Task - Leave out every picture, then transcribe the rest of the listing exactly.

━━━━━━━━━━━━━━━━━━━━━━━━━━━━━━

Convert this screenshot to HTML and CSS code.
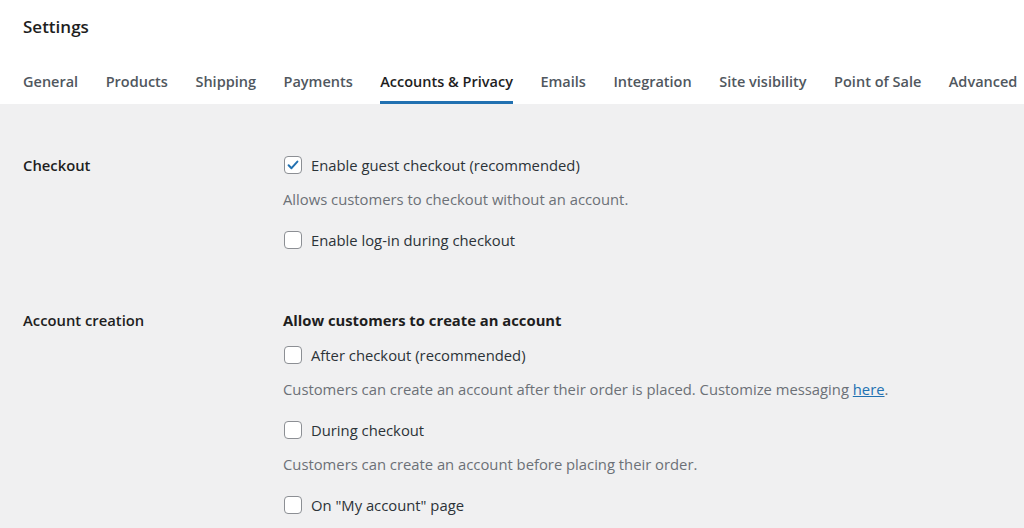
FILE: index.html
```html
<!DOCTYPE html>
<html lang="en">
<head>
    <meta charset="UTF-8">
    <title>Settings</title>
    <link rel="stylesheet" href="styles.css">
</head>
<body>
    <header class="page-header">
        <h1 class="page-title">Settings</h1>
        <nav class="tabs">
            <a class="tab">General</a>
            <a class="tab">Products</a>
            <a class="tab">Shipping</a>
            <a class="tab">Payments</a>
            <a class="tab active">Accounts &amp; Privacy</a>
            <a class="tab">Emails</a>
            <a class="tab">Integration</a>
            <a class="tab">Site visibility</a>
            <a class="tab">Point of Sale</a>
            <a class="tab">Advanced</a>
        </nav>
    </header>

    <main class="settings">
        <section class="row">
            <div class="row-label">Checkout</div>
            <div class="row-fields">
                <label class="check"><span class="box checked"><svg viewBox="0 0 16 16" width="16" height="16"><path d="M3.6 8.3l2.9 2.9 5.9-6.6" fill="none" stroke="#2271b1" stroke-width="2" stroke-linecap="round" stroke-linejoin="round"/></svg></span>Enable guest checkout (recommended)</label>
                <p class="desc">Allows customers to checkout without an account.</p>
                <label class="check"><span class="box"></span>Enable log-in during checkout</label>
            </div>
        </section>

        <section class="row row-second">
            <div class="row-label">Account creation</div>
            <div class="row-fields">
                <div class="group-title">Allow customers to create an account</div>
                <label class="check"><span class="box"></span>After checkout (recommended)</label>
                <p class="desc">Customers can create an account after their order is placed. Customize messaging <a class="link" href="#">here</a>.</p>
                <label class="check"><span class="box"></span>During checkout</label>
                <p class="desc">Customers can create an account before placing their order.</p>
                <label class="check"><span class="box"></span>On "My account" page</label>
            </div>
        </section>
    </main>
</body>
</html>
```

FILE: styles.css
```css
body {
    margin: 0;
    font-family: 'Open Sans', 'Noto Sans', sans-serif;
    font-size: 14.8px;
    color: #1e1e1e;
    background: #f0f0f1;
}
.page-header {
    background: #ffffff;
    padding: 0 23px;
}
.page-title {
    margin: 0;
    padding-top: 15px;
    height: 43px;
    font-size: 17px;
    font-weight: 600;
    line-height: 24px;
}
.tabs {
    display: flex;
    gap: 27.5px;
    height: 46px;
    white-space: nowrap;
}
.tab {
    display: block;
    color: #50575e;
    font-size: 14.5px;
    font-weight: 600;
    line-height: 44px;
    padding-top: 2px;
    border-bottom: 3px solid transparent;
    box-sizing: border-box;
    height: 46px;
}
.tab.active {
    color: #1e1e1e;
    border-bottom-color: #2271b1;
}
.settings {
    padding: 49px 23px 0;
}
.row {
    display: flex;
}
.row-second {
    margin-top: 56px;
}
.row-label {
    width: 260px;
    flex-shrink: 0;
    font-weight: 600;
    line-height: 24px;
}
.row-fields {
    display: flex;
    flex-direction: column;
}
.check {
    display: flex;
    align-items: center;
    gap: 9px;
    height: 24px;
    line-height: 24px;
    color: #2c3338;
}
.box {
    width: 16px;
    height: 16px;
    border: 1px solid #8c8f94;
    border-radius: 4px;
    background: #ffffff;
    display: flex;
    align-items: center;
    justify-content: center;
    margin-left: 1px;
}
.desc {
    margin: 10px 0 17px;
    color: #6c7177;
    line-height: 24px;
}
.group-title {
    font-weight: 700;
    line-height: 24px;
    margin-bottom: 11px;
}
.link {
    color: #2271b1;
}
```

━━━━━━━━━━━━━━━━━━━━━━━━━━━━━━

Exercise answer -
Convert this screenshot to HTML and CSS code.
FILE: index.html
```html
<!DOCTYPE html>
<html lang="en">
<head>
    <meta charset="UTF-8">
    <title>Settings</title>
    <link rel="stylesheet" href="styles.css">
</head>
<body>
    <header class="page-header">
        <h1 class="page-title">Settings</h1>
        <nav class="tabs">
            <a class="tab">General</a>
            <a class="tab">Products</a>
            <a class="tab">Shipping</a>
            <a class="tab">Payments</a>
            <a class="tab active">Accounts &amp; Privacy</a>
            <a class="tab">Emails</a>
            <a class="tab">Integration</a>
            <a class="tab">Site visibility</a>
            <a class="tab">Point of Sale</a>
            <a class="tab">Advanced</a>
        </nav>
    </header>

    <main class="settings">
        <section class="row">
            <div class="row-label">Checkout</div>
            <div class="row-fields">
                <label class="check"><span class="box checked"><svg viewBox="0 0 16 16" width="16" height="16"><path d="M3.6 8.3l2.9 2.9 5.9-6.6" fill="none" stroke="#2271b1" stroke-width="2" stroke-linecap="round" stroke-linejoin="round"/></svg></span>Enable guest checkout (recommended)</label>
                <p class="desc">Allows customers to checkout without an account.</p>
                <label class="check"><span class="box"></span>Enable log-in during checkout</label>
            </div>
        </section>

        <section class="row row-second">
            <div class="row-label">Account creation</div>
            <div class="row-fields">
                <div class="group-title">Allow customers to create an account</div>
                <label class="check"><span class="box"></span>After checkout (recommended)</label>
                <p class="desc">Customers can create an account after their order is placed. Customize messaging <a class="link" href="#">here</a>.</p>
                <label class="check"><span class="box"></span>During checkout</label>
                <p class="desc">Customers can create an account before placing their order.</p>
                <label class="check"><span class="box"></span>On "My account" page</label>
            </div>
        </section>
    </main>
</body>
</html>
```

FILE: styles.css
```css
body {
    margin: 0;
    font-family: 'Open Sans', 'Noto Sans', sans-serif;
    font-size: 14.8px;
    color: #1e1e1e;
    background: #f0f0f1;
}
.page-header {
    background: #ffffff;
    padding: 0 23px;
}
.page-title {
    margin: 0;
    padding-top: 15px;
    height: 43px;
    font-size: 17px;
    font-weight: 600;
    line-height: 24px;
}
.tabs {
    display: flex;
    gap: 27.5px;
    height: 46px;
    white-space: nowrap;
}
.tab {
    display: block;
    color: #50575e;
    font-size: 14.5px;
    font-weight: 600;
    line-height: 44px;
    padding-top: 2px;
    border-bottom: 3px solid transparent;
    box-sizing: border-box;
    height: 46px;
}
.tab.active {
    color: #1e1e1e;
    border-bottom-color: #2271b1;
}
.settings {
    padding: 49px 23px 0;
}
.row {
    display: flex;
}
.row-second {
    margin-top: 56px;
}
.row-label {
    width: 260px;
    flex-shrink: 0;
    font-weight: 600;
    line-height: 24px;
}
.row-fields {
    display: flex;
    flex-direction: column;
}
.check {
    display: flex;
    align-items: center;
    gap: 9px;
    height: 24px;
    line-height: 24px;
    color: #2c3338;
}
.box {
    width: 16px;
    height: 16px;
    border: 1px solid #8c8f94;
    border-radius: 4px;
    background: #ffffff;
    display: flex;
    align-items: center;
    justify-content: center;
    margin-left: 1px;
}
.desc {
    margin: 10px 0 17px;
    color: #6c7177;
    line-height: 24px;
}
.group-title {
    font-weight: 700;
    line-height: 24px;
    margin-bottom: 11px;
}
.link {
    color: #2271b1;
}
```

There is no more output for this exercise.